It's primarily for gaming, to be honest, and video editing. Everything you listed does not benefit from a dedicated graphics card. That said, for $600 more, you're getting a faster processor, double the RAM and double the storage, too - if that's important to you.
 
The most noticeable difference would be in gaming and heavy video processing, 3D rendering, etc. If you're doing any of those things, I recommend getting a dedicated GPU for your system.
 
It's primarily for gaming, to be honest, and video editing. Everything you listed does not benefit from a dedicated graphics card. That said, for $600 more, you're getting a faster processor, double the RAM and double the storage, too - if that's important to you.
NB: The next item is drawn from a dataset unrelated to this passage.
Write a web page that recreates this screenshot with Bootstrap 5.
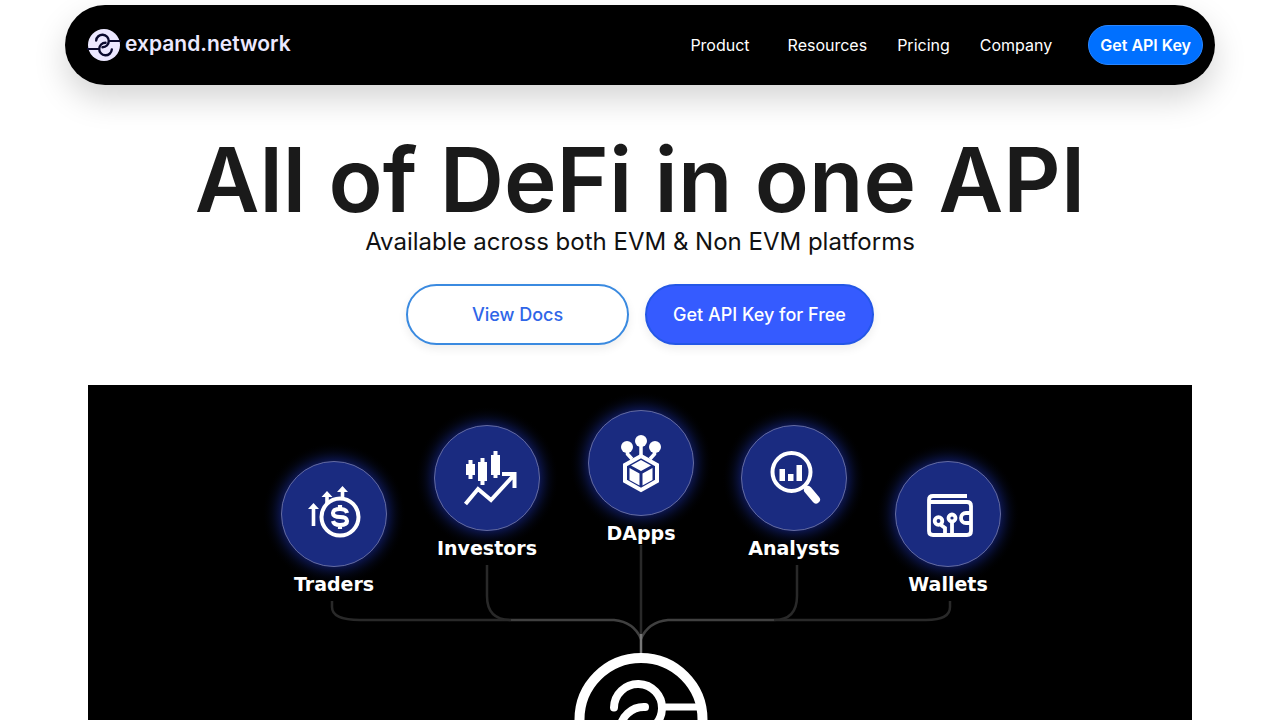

When the CPU, RAM and SSD options are matched on both Iris-only and Iris+750M, they're priced identically.
 
How much of an advantage does this provide. Would the gain of speed in boot up time for web surfing, viewing photos, or video clips, really justify the extra six hundred dollars for the machine.

Those don't utilize the dedicated GPU in any way... I don't even think the dedicated GPU kicks in for watching video (unless your playing it on an external monitor in which case it will)....editing videos on the other hand is a different story.
 
I would like to edit some video but not very much. Mostly for personal exercise stuff.
Editing of video would still be very capable, just much slower, correct? I use a IPod a lot, so working with music and playlists is important. Also would transfer speed be noticeable using external hard drives with the
With the DGC?
 
How much of an advantage does this provide. Would the gain of speed in boot up time for web surfing, viewing photos, or video clips, really justify the extra six hundred dollars for the machine.

For these things you won't notice a difference in performance. The model without the discrete graphics will have better battery life though.
 
I disagree.

The dGPU model also can have the same battery life as the iGPU-only model, as long as you use gfxcardstatus to force it into iGPU-only mode.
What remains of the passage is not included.